— Start —
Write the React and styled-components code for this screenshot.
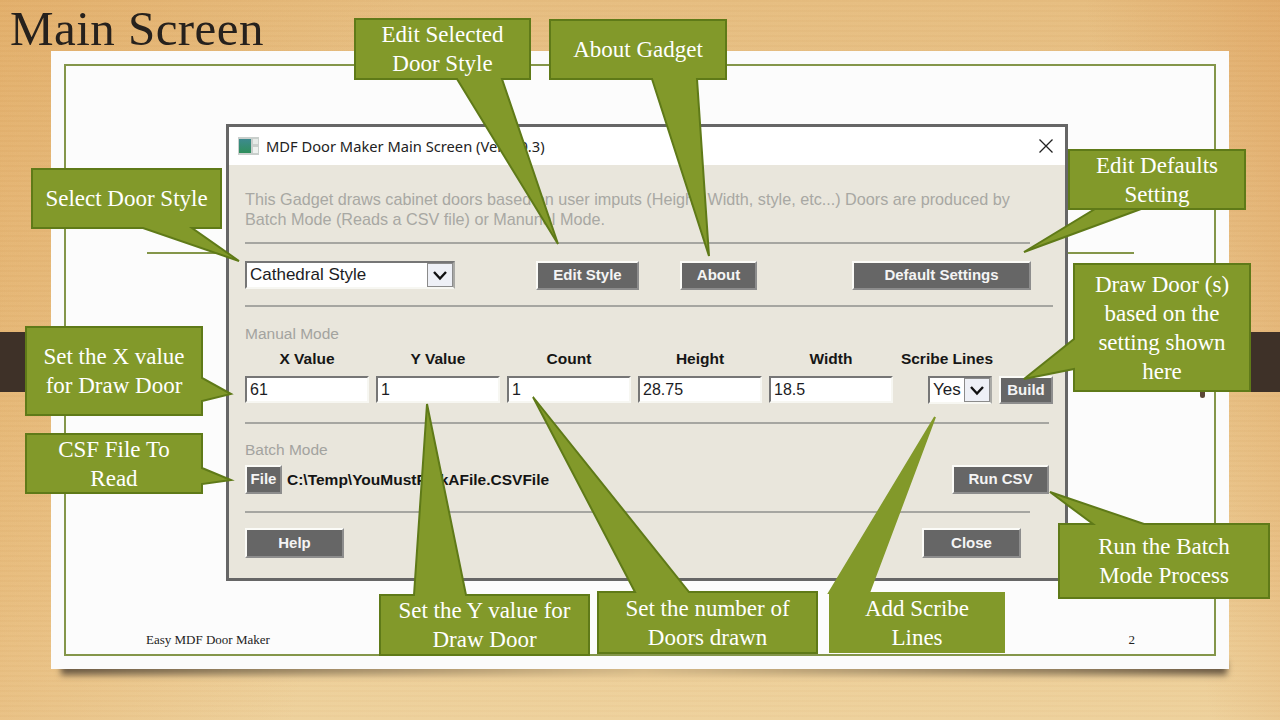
import React from 'react';
import styled, { createGlobalStyle } from 'styled-components';

const GlobalStyle = createGlobalStyle`
  html, body {
    margin: 0;
    padding: 0;
    overflow: hidden;
  }
`;

const callouts = [
  { box: [31, 168, 191, 61], edge: 'bottom', from: 143, to: 192, tip: [239, 261], lines: ['Select Door Style'] },
  { box: [354, 18, 177, 62], edge: 'bottom', from: 457, to: 502, tip: [558, 244], lines: ['Edit Selected', 'Door Style'] },
  { box: [549, 19, 178, 61], edge: 'bottom', from: 652, to: 697, tip: [709, 256], lines: ['About Gadget'] },
  { box: [1068, 149, 178, 61], edge: 'bottom', from: 1141, to: 1095, tip: [1024, 252], lines: ['Edit Defaults', 'Setting'] },
  { box: [1073, 263, 178, 129], edge: 'left', from: 369, to: 339, tip: [1024, 379], lines: ['Draw Door (s)', 'based on the', 'setting shown', 'here'] },
  { box: [25, 326, 178, 90], edge: 'right', from: 378, to: 401, tip: [231, 394], lines: ['Set the X value', 'for Draw Door'] },
  { box: [25, 433, 178, 61], edge: 'right', from: 468, to: 484, tip: [231, 480], lines: ['CSF File To', 'Read'] },
  { box: [379, 594, 211, 62], edge: 'top', from: 414, to: 466, tip: [427, 404], lines: ['Set the Y value for', 'Draw Door'] },
  { box: [597, 591, 221, 63], edge: 'top', from: 635, to: 689, tip: [533, 397], lines: ['Set the number of', 'Doors drawn'] },
  { box: [829, 592, 176, 61], edge: 'top', from: 829, to: 869, tip: [935, 417], lines: ['Add Scribe', 'Lines'], flat: true },
  { box: [1058, 523, 212, 76], edge: 'top', from: 1093, to: 1144, tip: [1050, 492], lines: ['Run the Batch', 'Mode Process'] },
];

const Stage = styled.div`
  position: relative;
  width: 1280px;
  height: 720px;
  overflow: hidden;
  background:
    linear-gradient(to bottom, transparent 332px, #3e3128 332px, #3e3128 392px, transparent 392px),
    repeating-linear-gradient(to bottom, rgba(150, 95, 30, 0.025) 0 2px, rgba(255, 240, 210, 0.025) 2px 5px),
    linear-gradient(100deg, rgba(222, 158, 82, 0.45) 0%, rgba(222, 158, 82, 0) 30%),
    linear-gradient(260deg, rgba(218, 150, 80, 0.45) 0%, rgba(218, 150, 80, 0) 14%),
    linear-gradient(to bottom, #e6bd80 0%, #e9c48a 30%, #eac78d 55%, #eccb93 80%, #eed19c 100%);
`;

const Title = styled.h1`
  margin: 0;
  padding-left: 10px;
  height: 51px;
  font: 400 49px/57px 'Liberation Serif', serif;
  letter-spacing: 0.45px;
  color: #26211d;
`;

const Paper = styled.div`
  position: relative;
  margin: 0 51px;
  height: 618px;
  padding: 13px;
  box-sizing: border-box;
  background: #fbfbfb;
  &::after {
    content: '';
    position: absolute;
    z-index: -1;
    left: 10px;
    right: 2px;
    bottom: -6px;
    height: 14px;
    background: linear-gradient(to right, #6b5a44 0%, #8f7c5c 14%, #d6ba88 50%, #8f7c5c 86%, #6b5a44 100%);
    filter: blur(3px);
  }
`;

const PaperLayer = styled.div`
  position: relative;
  z-index: 0;
`;

const Frame = styled.div`
  position: relative;
  display: flex;
  flex-direction: column;
  align-items: flex-start;
  height: 100%;
  box-sizing: border-box;
  border: 2px solid #84964a;
  background: #fcfcfc;
  &::before {
    content: '';
    position: absolute;
    left: 81px;
    right: 80px;
    top: 186px;
    height: 2px;
    background: #84964a;
  }
  &::after {
    content: '';
    position: absolute;
    right: 9px;
    top: 326px;
    width: 5px;
    height: 6px;
    border-radius: 0 0 3px 3px;
    background: #5a4636;
  }
`;

const Window = styled.div`
  position: relative;
  margin: 58px 0 0 160px;
  width: 842px;
  box-sizing: border-box;
  border: 3px solid #666;
  background: #e9e6dc;
`;

const TitleBar = styled.div`
  display: flex;
  align-items: center;
  height: 38px;
  padding: 0 12px 0 9px;
  background: #fff;
`;

const AppTitle = styled.span`
  margin-left: 7px;
  font: 400 14.7px/20px 'Noto Sans', sans-serif;
  color: #222;
`;

const CloseIcon = styled.svg`
  margin-left: auto;
  width: 14px;
  height: 14px;
`;

const Body = styled.div`
  padding: 24px 0 20px 16px;
  font-family: 'Liberation Sans', sans-serif;
`;

const Description = styled.p`
  margin: 0;
  font-size: 16.2px;
  line-height: 20px;
  color: #a8a8a3;
  white-space: nowrap;
`;

const Separator = styled.div`
  width: ${p => p.$width}px;
  height: 2px;
  margin-top: ${p => p.$top}px;
  background: #a6a6a1;
`;

const Toolbar = styled.div`
  display: flex;
  margin-top: 17px;
`;

const GadgetButton = styled.button`
  flex: none;
  width: ${p => p.$width}px;
  height: ${p => p.$height || 29}px;
  margin-left: ${p => p.$left || 0}px;
  padding: 0 0 2px;
  box-sizing: border-box;
  border: 2px solid;
  border-color: #fbfbf7 #8d8d8d #8d8d8d #fbfbf7;
  background: #666;
  color: #f4f4f4;
  font: 700 15px/1 'Liberation Sans', sans-serif;
`;

const DropDown = styled.div`
  flex: none;
  display: flex;
  align-items: stretch;
  width: ${p => p.$width}px;
  height: ${p => p.$height}px;
  margin-left: ${p => p.$left || 0}px;
  box-sizing: border-box;
  border: 2px solid;
  border-color: #767676 #a9a9a5 #f7f7f2 #767676;
  background: #fff;
  color: #1c1c24;
  font-size: 17px;
`;

const DropValue = styled.span`
  flex: 1;
  padding-left: 3px;
  align-self: center;
`;

const DropArrow = styled.span`
  display: flex;
  align-items: center;
  justify-content: center;
  width: 24px;
  border: 1px solid #8b8b8b;
  background: #eef0f6;
`;

const SectionLabel = styled.div`
  margin-top: ${p => p.$top}px;
  font-size: 15.5px;
  line-height: 20px;
  color: #a3a39f;
`;

const FieldGrid = styled.div`
  display: grid;
  grid-template-columns: repeat(5, 124px) 153px;
  column-gap: 7px;
  margin-top: ${p => p.$top}px;
`;

const FieldHead = styled.div`
  font-size: 15.5px;
  font-weight: 700;
  line-height: 20px;
  text-align: center;
  color: #161616;
  white-space: nowrap;
  width: ${p => p.$wide ? '94px' : 'auto'};
`;

const FieldInput = styled.input`
  width: 124px;
  height: 27px;
  padding: 0 0 0 3px;
  box-sizing: border-box;
  border: 2px solid;
  border-color: #767676 #f7f7f2 #f7f7f2 #767676;
  background: #fff;
  color: #1c1c24;
  font: 400 16px 'Liberation Sans', sans-serif;
  outline: none;
`;

const FieldTail = styled.div`
  display: flex;
  align-items: flex-start;
`;

const FileRow = styled.div`
  display: flex;
  align-items: center;
  width: 804px;
  margin-top: 5px;
`;

const FilePath = styled.span`
  margin-left: 5px;
  font-size: 15.5px;
  font-weight: 700;
  color: #141414;
`;

const PushRight = styled.span`
  margin-left: auto;
  display: flex;
`;

const FooterRow = styled.div`
  display: flex;
  justify-content: space-between;
  width: 776px;
  margin-top: 15px;
`;

const SlideFooter = styled.div`
  display: flex;
  justify-content: space-between;
  align-self: stretch;
  margin-top: auto;
  padding: 0 79px 7px 80px;
  font: 400 13px/14px 'Liberation Serif', serif;
  color: #222;
`;

const BalloonWrap = styled.div`
  position: absolute;
  z-index: 2;
  left: ${p => p.$x}px;
  top: ${p => p.$y}px;
  width: ${p => p.$w}px;
  height: ${p => p.$h}px;
`;

const BalloonShape = styled.svg`
  position: absolute;
  inset: 0;
  width: 100%;
  height: 100%;
  overflow: visible;
`;

const BalloonText = styled.div`
  position: relative;
  display: flex;
  flex-direction: column;
  align-items: center;
  justify-content: center;
  height: 100%;
  font: 400 23px/29px 'Liberation Serif', serif;
  color: #fff;
  white-space: nowrap;
`;

const balloonPoints = ({ box: [x, y, w, h], edge, from, to, tip }) => {
  const l = 1, t = 1, r = w - 1, b = h - 1;
  const tx = tip[0] - x, ty = tip[1] - y;
  const fx = from - x, fy = from - y, ex = to - x, ey = to - y;
  let pts;
  if (edge === 'top') pts = [[l, t], [fx, t], [tx, ty], [ex, t], [r, t], [r, b], [l, b]];
  if (edge === 'right') pts = [[l, t], [r, t], [r, fy], [tx, ty], [r, ey], [r, b], [l, b]];
  if (edge === 'bottom') pts = [[l, t], [r, t], [r, b], [ex, b], [tx, ty], [fx, b], [l, b]];
  if (edge === 'left') pts = [[l, t], [r, t], [r, b], [l, b], [l, fy], [tx, ty], [l, ey]];
  return pts.map(p => p.join(',')).join(' ');
};

const Balloon = (props) => {
  const { box, lines, flat } = props;
  return (
    <BalloonWrap $x={box[0]} $y={box[1]} $w={box[2]} $h={box[3]}>
      <BalloonShape>
        <polygon
          points={balloonPoints(props)}
          fill="#82992a"
          stroke={flat ? '#82992a' : '#5f7a18'}
          strokeWidth="2"
          strokeLinejoin="miter"
        />
      </BalloonShape>
      <BalloonText>
        {lines.map(line => <span key={line}>{line}</span>)}
      </BalloonText>
    </BalloonWrap>
  );
};

const Chevron = () => (
  <svg width="16" height="11" viewBox="0 0 16 11">
    <path d="M2 2 L8 8.5 L14 2" fill="none" stroke="#111" strokeWidth="2.4" />
  </svg>
);

const AppIcon = () => (
  <svg width="21" height="18" viewBox="0 0 21 18">
    <defs>
      <linearGradient id="appIconFill" x1="0" y1="0" x2="0" y2="1">
        <stop offset="0" stopColor="#3d8a8f" />
        <stop offset="1" stopColor="#2f8f5c" />
      </linearGradient>
    </defs>
    <rect width="21" height="18" fill="#c9cfcc" />
    <rect x="1" y="2" width="12" height="14" fill="url(#appIconFill)" />
    <rect x="15" y="2" width="5" height="5" fill="#e6ebe8" />
    <rect x="15" y="10" width="5" height="6" fill="#eef2ef" />
  </svg>
);

const App = () => (
  <Stage>
    <GlobalStyle />
    <Title>Main Screen</Title>
    <PaperLayer>
      <Paper>
        <Frame>
          <Window>
            <TitleBar>
              <AppIcon />
              <AppTitle>MDF Door Maker Main Screen (Ver 1.0.3)</AppTitle>
              <CloseIcon viewBox="0 0 14 14">
                <path d="M0.5 0.5 L13.5 13.5 M13.5 0.5 L0.5 13.5" stroke="#222" strokeWidth="1.3" fill="none" />
              </CloseIcon>
            </TitleBar>
            <Body>
              <Description>
                This Gadget draws cabinet doors based on user imputs (Height, Width, style, etc...) Doors are produced by
                <br />
                Batch Mode (Reads a CSV file) or Manunal Mode.
              </Description>
              <Separator $width={785} $top={13} />
              <Toolbar>
                <DropDown $width={210} $height={28}>
                  <DropValue>Cathedral Style</DropValue>
                  <DropArrow><Chevron /></DropArrow>
                </DropDown>
                <GadgetButton $width={103} $left={81}>Edit Style</GadgetButton>
                <GadgetButton $width={77} $left={41}>About</GadgetButton>
                <GadgetButton $width={179} $left={95}>Default Settings</GadgetButton>
              </Toolbar>
              <Separator $width={808} $top={15} />
              <SectionLabel $top={17}>Manual Mode</SectionLabel>
              <FieldGrid $top={5}>
                <FieldHead>X Value</FieldHead>
                <FieldHead>Y Value</FieldHead>
                <FieldHead>Count</FieldHead>
                <FieldHead>Height</FieldHead>
                <FieldHead>Width</FieldHead>
                <FieldHead $wide>Scribe Lines</FieldHead>
              </FieldGrid>
              <FieldGrid $top={7}>
                <FieldInput readOnly value="61" />
                <FieldInput readOnly value="1" />
                <FieldInput readOnly value="1" />
                <FieldInput readOnly value="28.75" />
                <FieldInput readOnly value="18.5" />
                <FieldTail>
                  <DropDown $width={64} $height={28} $left={28}>
                    <DropValue>Yes</DropValue>
                    <DropArrow><Chevron /></DropArrow>
                  </DropDown>
                  <GadgetButton $width={54} $height={28} $left={7}>Build</GadgetButton>
                </FieldTail>
              </FieldGrid>
              <Separator $width={804} $top={18} />
              <SectionLabel $top={16}>Batch Mode</SectionLabel>
              <FileRow>
                <GadgetButton $width={37}>File</GadgetButton>
                <FilePath>C:\Temp\YouMustPickAFile.CSVFile</FilePath>
                <PushRight>
                  <GadgetButton $width={97}>Run CSV</GadgetButton>
                </PushRight>
              </FileRow>
              <Separator $width={785} $top={17} />
              <FooterRow>
                <GadgetButton $width={99} $height={30}>Help</GadgetButton>
                <GadgetButton $width={99} $height={30}>Close</GadgetButton>
              </FooterRow>
            </Body>
          </Window>
          <SlideFooter>
            <span>Easy MDF Door Maker</span>
            <span>2</span>
          </SlideFooter>
        </Frame>
      </Paper>
    </PaperLayer>
    {callouts.map(c => <Balloon key={c.lines[0]} {...c} />)}
  </Stage>
);

export default App;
— End —
→ REQUIRED WORK
List the lines that contain the word "React".

→ OUTPUT
Write the React and styled-components code for this screenshot.
import React from 'react';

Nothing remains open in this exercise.